▸ **Available data**
########################################

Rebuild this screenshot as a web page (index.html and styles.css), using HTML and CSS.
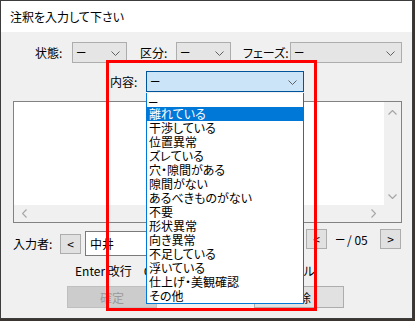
FILE: index.html
```html
<!DOCTYPE html>
<html lang="ja">

<head>
    <meta charset="UTF-8">
    <title>注釈を入力して下さい</title>
    <link rel="stylesheet" href="styles.css">
</head>

<body>
    <div class="window">
        <div class="titlebar">注釈を入力して下さい</div>

        <div class="filters">
            <span class="lbl lbl-state">状態:</span>
            <div class="combo combo-state"><span class="dash">–</span><svg class="chev" width="9" height="5" viewBox="0 0 9 5"><path d="M0.5 0.5 L4.5 4.5 L8.5 0.5" /></svg></div>
            <span class="lbl lbl-kind">区分:</span>
            <div class="combo combo-kind"><span class="dash">–</span><svg class="chev" width="9" height="5" viewBox="0 0 9 5"><path d="M0.5 0.5 L4.5 4.5 L8.5 0.5" /></svg></div>
            <span class="lbl lbl-phase">フェーズ:</span>
            <div class="combo combo-phase"><span class="dash">–</span><svg class="chev" width="9" height="5" viewBox="0 0 9 5"><path d="M0.5 0.5 L4.5 4.5 L8.5 0.5" /></svg></div>
        </div>

        <div class="content-row">
            <span class="lbl lbl-content">内容:</span>
            <div class="combo combo-content focused"><span class="dash">–</span><svg class="chev" width="9" height="5" viewBox="0 0 9 5"><path d="M0.5 0.5 L4.5 4.5 L8.5 0.5" /></svg></div>
        </div>

        <div class="memo">
            <div class="memo-text"></div>
            <div class="vscroll">
                <svg width="9" height="5" viewBox="0 0 9 5"><path d="M0.5 4.5 L4.5 0.5 L8.5 4.5" /></svg>
                <svg width="9" height="5" viewBox="0 0 9 5"><path d="M0.5 0.5 L4.5 4.5 L8.5 0.5" /></svg>
            </div>
            <div class="hscroll">
                <svg width="5" height="9" viewBox="0 0 5 9"><path d="M4.5 0.5 L0.5 4.5 L4.5 8.5" /></svg>
                <svg width="5" height="9" viewBox="0 0 5 9"><path d="M0.5 0.5 L4.5 4.5 L0.5 8.5" /></svg>
            </div>
            <div class="corner"></div>
        </div>

        <div class="author-row">
            <span class="lbl lbl-author">入力者:</span>
            <button class="small-btn">&lt;</button>
            <div class="author-field">中井</div>
            <div class="pager-group">
                <button class="small-btn">&lt;</button>
                <span class="pager"><span class="dash">–</span> / 05</span>
                <button class="small-btn">&gt;</button>
            </div>
        </div>

        <div class="hint">Enter 改行　Ctrl+Enter 確定　Esc キャンセル</div>

        <div class="actions">
            <button class="action-btn" disabled>確定</button>
            <button class="action-btn">削除</button>
        </div>

        <ul class="dropdown">
            <li><span class="dash">–</span></li>
            <li class="selected">離れている</li>
            <li>干渉している</li>
            <li>位置異常</li>
            <li>ズレている</li>
            <li>穴・隙間がある</li>
            <li>隙間がない</li>
            <li>あるべきものがない</li>
            <li>不要</li>
            <li>形状異常</li>
            <li>向き異常</li>
            <li>不足している</li>
            <li>浮いている</li>
            <li>仕上げ・美観確認</li>
            <li>その他</li>
        </ul>

        <div class="mark"></div>
    </div>
</body>

</html>
```

FILE: styles.css
```css
html {
    background-color: #3a3530;
}

body {
    margin: 0;
    font-family: "Noto Sans CJK JP", "Noto Sans", sans-serif;
    font-size: 12px;
    font-feature-settings: "palt";
    color: #000;
}

.window {
    position: relative;
    width: 411px;
    height: 317px;
    border: 1px solid #3c3c3c;
    background-color: #f0f0f0;
}

.titlebar {
    height: 31px;
    line-height: 31px;
    padding-left: 9px;
    background-color: #fff;
}

.lbl {
    line-height: 21px;
    white-space: nowrap;
}

.dash {
    font-family: "Liberation Sans", sans-serif;
    font-size: 15px;
    line-height: 1;
    vertical-align: 2px;
}

/* first row */
.filters {
    display: flex;
    margin-top: 10px;
    padding-left: 34px;
    height: 21px;
}

.lbl-state {
    width: 37px;
}

.lbl-kind {
    width: 36px;
    margin-left: 13px;
}

.lbl-phase {
    width: 47px;
    margin-left: 12px;
}

.combo {
    position: relative;
    box-sizing: border-box;
    height: 21px;
    line-height: 19px;
    padding-left: 4px;
    border: 1px solid #adadad;
    background-color: #e5e5e5;
}

.chev {
    position: absolute;
    right: 6px;
    top: 8px;
}

.chev path {
    fill: none;
    stroke: #606060;
    stroke-width: 1;
}

.combo-state {
    width: 55px;
}

.combo-kind {
    width: 55px;
}

.combo-phase {
    width: 112px;
}

.content-row {
    display: flex;
    margin-top: 8px;
    padding-left: 109px;
    height: 21px;
}

.lbl-content {
    width: 36px;
}

.combo-content {
    width: 158px;
}

.focused {
    border-color: #005499;
    background-color: #cce4f7;
}

/* memo box */
.memo {
    display: grid;
    grid-template-columns: 1fr 17px;
    grid-template-rows: 1fr 17px;
    box-sizing: border-box;
    width: 389px;
    height: 122px;
    margin: 9px 0 0 12px;
    border: 1px solid #828282;
    background-color: #fff;
}

.vscroll,
.hscroll,
.corner {
    background-color: #f0f0f0;
}

.vscroll {
    display: flex;
    flex-direction: column;
    justify-content: space-between;
    align-items: center;
    padding: 8px 0 6px;
}

.hscroll {
    display: flex;
    justify-content: space-between;
    align-items: center;
    padding: 0 8px;
}

.memo path {
    fill: none;
    stroke: #a6a6a6;
    stroke-width: 1.2;
}

/* author row */
.author-row {
    display: flex;
    align-items: center;
    height: 25px;
    margin-top: 8px;
    padding-left: 12px;
}

.lbl-author {
    width: 47px;
}

.small-btn {
    box-sizing: border-box;
    width: 21px;
    height: 20px;
    padding: 0;
    border: 1px solid #adadad;
    background-color: #e1e1e1;
    font: inherit;
    line-height: 16px;
    color: #000;
}

.author-field {
    box-sizing: border-box;
    width: 216px;
    height: 25px;
    margin: 0 5px 0 4px;
    padding-left: 4px;
    line-height: 23px;
    border: 1px solid #7a7a7a;
    background-color: #fff;
}

.pager-group {
    display: flex;
    align-items: center;
    align-self: flex-start;
    margin-top: -2px;
}

.pager {
    width: 35px;
    margin: 0 9px;
    white-space: nowrap;
}

.hint {
    margin-top: 7px;
    padding-left: 74px;
    line-height: 16px;
    white-space: pre;
}

.actions {
    display: flex;
    gap: 97px;
    margin-top: 7px;
    padding-left: 66px;
}

.action-btn {
    width: 90px;
    height: 22px;
    padding: 0;
    border: 1px solid #adadad;
    background-color: #e1e1e1;
    font: inherit;
    color: #000;
}

.action-btn:disabled {
    border-color: #bfbfbf;
    background-color: #cccccc;
    color: #9a9a9a;
}

/* open list of the 内容 combo */
.dropdown {
    position: absolute;
    left: 145px;
    top: 92px;
    box-sizing: border-box;
    width: 158px;
    margin: 0;
    padding: 0;
    list-style: none;
    border: 1px solid #0078d7;
    border-top: none;
    background-color: #fff;
}

.dropdown li {
    height: 14px;
    line-height: 14px;
    padding-left: 2px;
    white-space: nowrap;
}

.dropdown .selected {
    background-color: #0078d7;
    color: #fff;
}

/* red annotation frame */
.mark {
    position: absolute;
    left: 105px;
    top: 59px;
    box-sizing: border-box;
    width: 211px;
    height: 251px;
    border: 3px solid #ff0000;
}
```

########################################

▸ **To do**
Send back the data above word for word, with the pictures left out.

▸ **Final answer**
Rebuild this screenshot as a web page (index.html and styles.css), using HTML and CSS.
FILE: index.html
```html
<!DOCTYPE html>
<html lang="ja">

<head>
    <meta charset="UTF-8">
    <title>注釈を入力して下さい</title>
    <link rel="stylesheet" href="styles.css">
</head>

<body>
    <div class="window">
        <div class="titlebar">注釈を入力して下さい</div>

        <div class="filters">
            <span class="lbl lbl-state">状態:</span>
            <div class="combo combo-state"><span class="dash">–</span><svg class="chev" width="9" height="5" viewBox="0 0 9 5"><path d="M0.5 0.5 L4.5 4.5 L8.5 0.5" /></svg></div>
            <span class="lbl lbl-kind">区分:</span>
            <div class="combo combo-kind"><span class="dash">–</span><svg class="chev" width="9" height="5" viewBox="0 0 9 5"><path d="M0.5 0.5 L4.5 4.5 L8.5 0.5" /></svg></div>
            <span class="lbl lbl-phase">フェーズ:</span>
            <div class="combo combo-phase"><span class="dash">–</span><svg class="chev" width="9" height="5" viewBox="0 0 9 5"><path d="M0.5 0.5 L4.5 4.5 L8.5 0.5" /></svg></div>
        </div>

        <div class="content-row">
            <span class="lbl lbl-content">内容:</span>
            <div class="combo combo-content focused"><span class="dash">–</span><svg class="chev" width="9" height="5" viewBox="0 0 9 5"><path d="M0.5 0.5 L4.5 4.5 L8.5 0.5" /></svg></div>
        </div>

        <div class="memo">
            <div class="memo-text"></div>
            <div class="vscroll">
                <svg width="9" height="5" viewBox="0 0 9 5"><path d="M0.5 4.5 L4.5 0.5 L8.5 4.5" /></svg>
                <svg width="9" height="5" viewBox="0 0 9 5"><path d="M0.5 0.5 L4.5 4.5 L8.5 0.5" /></svg>
            </div>
            <div class="hscroll">
                <svg width="5" height="9" viewBox="0 0 5 9"><path d="M4.5 0.5 L0.5 4.5 L4.5 8.5" /></svg>
                <svg width="5" height="9" viewBox="0 0 5 9"><path d="M0.5 0.5 L4.5 4.5 L0.5 8.5" /></svg>
            </div>
            <div class="corner"></div>
        </div>

        <div class="author-row">
            <span class="lbl lbl-author">入力者:</span>
            <button class="small-btn">&lt;</button>
            <div class="author-field">中井</div>
            <div class="pager-group">
                <button class="small-btn">&lt;</button>
                <span class="pager"><span class="dash">–</span> / 05</span>
                <button class="small-btn">&gt;</button>
            </div>
        </div>

        <div class="hint">Enter 改行　Ctrl+Enter 確定　Esc キャンセル</div>

        <div class="actions">
            <button class="action-btn" disabled>確定</button>
            <button class="action-btn">削除</button>
        </div>

        <ul class="dropdown">
            <li><span class="dash">–</span></li>
            <li class="selected">離れている</li>
            <li>干渉している</li>
            <li>位置異常</li>
            <li>ズレている</li>
            <li>穴・隙間がある</li>
            <li>隙間がない</li>
            <li>あるべきものがない</li>
            <li>不要</li>
            <li>形状異常</li>
            <li>向き異常</li>
            <li>不足している</li>
            <li>浮いている</li>
            <li>仕上げ・美観確認</li>
            <li>その他</li>
        </ul>

        <div class="mark"></div>
    </div>
</body>

</html>
```

FILE: styles.css
```css
html {
    background-color: #3a3530;
}

body {
    margin: 0;
    font-family: "Noto Sans CJK JP", "Noto Sans", sans-serif;
    font-size: 12px;
    font-feature-settings: "palt";
    color: #000;
}

.window {
    position: relative;
    width: 411px;
    height: 317px;
    border: 1px solid #3c3c3c;
    background-color: #f0f0f0;
}

.titlebar {
    height: 31px;
    line-height: 31px;
    padding-left: 9px;
    background-color: #fff;
}

.lbl {
    line-height: 21px;
    white-space: nowrap;
}

.dash {
    font-family: "Liberation Sans", sans-serif;
    font-size: 15px;
    line-height: 1;
    vertical-align: 2px;
}

/* first row */
.filters {
    display: flex;
    margin-top: 10px;
    padding-left: 34px;
    height: 21px;
}

.lbl-state {
    width: 37px;
}

.lbl-kind {
    width: 36px;
    margin-left: 13px;
}

.lbl-phase {
    width: 47px;
    margin-left: 12px;
}

.combo {
    position: relative;
    box-sizing: border-box;
    height: 21px;
    line-height: 19px;
    padding-left: 4px;
    border: 1px solid #adadad;
    background-color: #e5e5e5;
}

.chev {
    position: absolute;
    right: 6px;
    top: 8px;
}

.chev path {
    fill: none;
    stroke: #606060;
    stroke-width: 1;
}

.combo-state {
    width: 55px;
}

.combo-kind {
    width: 55px;
}

.combo-phase {
    width: 112px;
}

.content-row {
    display: flex;
    margin-top: 8px;
    padding-left: 109px;
    height: 21px;
}

.lbl-content {
    width: 36px;
}

.combo-content {
    width: 158px;
}

.focused {
    border-color: #005499;
    background-color: #cce4f7;
}

/* memo box */
.memo {
    display: grid;
    grid-template-columns: 1fr 17px;
    grid-template-rows: 1fr 17px;
    box-sizing: border-box;
    width: 389px;
    height: 122px;
    margin: 9px 0 0 12px;
    border: 1px solid #828282;
    background-color: #fff;
}

.vscroll,
.hscroll,
.corner {
    background-color: #f0f0f0;
}

.vscroll {
    display: flex;
    flex-direction: column;
    justify-content: space-between;
    align-items: center;
    padding: 8px 0 6px;
}

.hscroll {
    display: flex;
    justify-content: space-between;
    align-items: center;
    padding: 0 8px;
}

.memo path {
    fill: none;
    stroke: #a6a6a6;
    stroke-width: 1.2;
}

/* author row */
.author-row {
    display: flex;
    align-items: center;
    height: 25px;
    margin-top: 8px;
    padding-left: 12px;
}

.lbl-author {
    width: 47px;
}

.small-btn {
    box-sizing: border-box;
    width: 21px;
    height: 20px;
    padding: 0;
    border: 1px solid #adadad;
    background-color: #e1e1e1;
    font: inherit;
    line-height: 16px;
    color: #000;
}

.author-field {
    box-sizing: border-box;
    width: 216px;
    height: 25px;
    margin: 0 5px 0 4px;
    padding-left: 4px;
    line-height: 23px;
    border: 1px solid #7a7a7a;
    background-color: #fff;
}

.pager-group {
    display: flex;
    align-items: center;
    align-self: flex-start;
    margin-top: -2px;
}

.pager {
    width: 35px;
    margin: 0 9px;
    white-space: nowrap;
}

.hint {
    margin-top: 7px;
    padding-left: 74px;
    line-height: 16px;
    white-space: pre;
}

.actions {
    display: flex;
    gap: 97px;
    margin-top: 7px;
    padding-left: 66px;
}

.action-btn {
    width: 90px;
    height: 22px;
    padding: 0;
    border: 1px solid #adadad;
    background-color: #e1e1e1;
    font: inherit;
    color: #000;
}

.action-btn:disabled {
    border-color: #bfbfbf;
    background-color: #cccccc;
    color: #9a9a9a;
}

/* open list of the 内容 combo */
.dropdown {
    position: absolute;
    left: 145px;
    top: 92px;
    box-sizing: border-box;
    width: 158px;
    margin: 0;
    padding: 0;
    list-style: none;
    border: 1px solid #0078d7;
    border-top: none;
    background-color: #fff;
}

.dropdown li {
    height: 14px;
    line-height: 14px;
    padding-left: 2px;
    white-space: nowrap;
}

.dropdown .selected {
    background-color: #0078d7;
    color: #fff;
}

/* red annotation frame */
.mark {
    position: absolute;
    left: 105px;
    top: 59px;
    box-sizing: border-box;
    width: 211px;
    height: 251px;
    border: 3px solid #ff0000;
}
```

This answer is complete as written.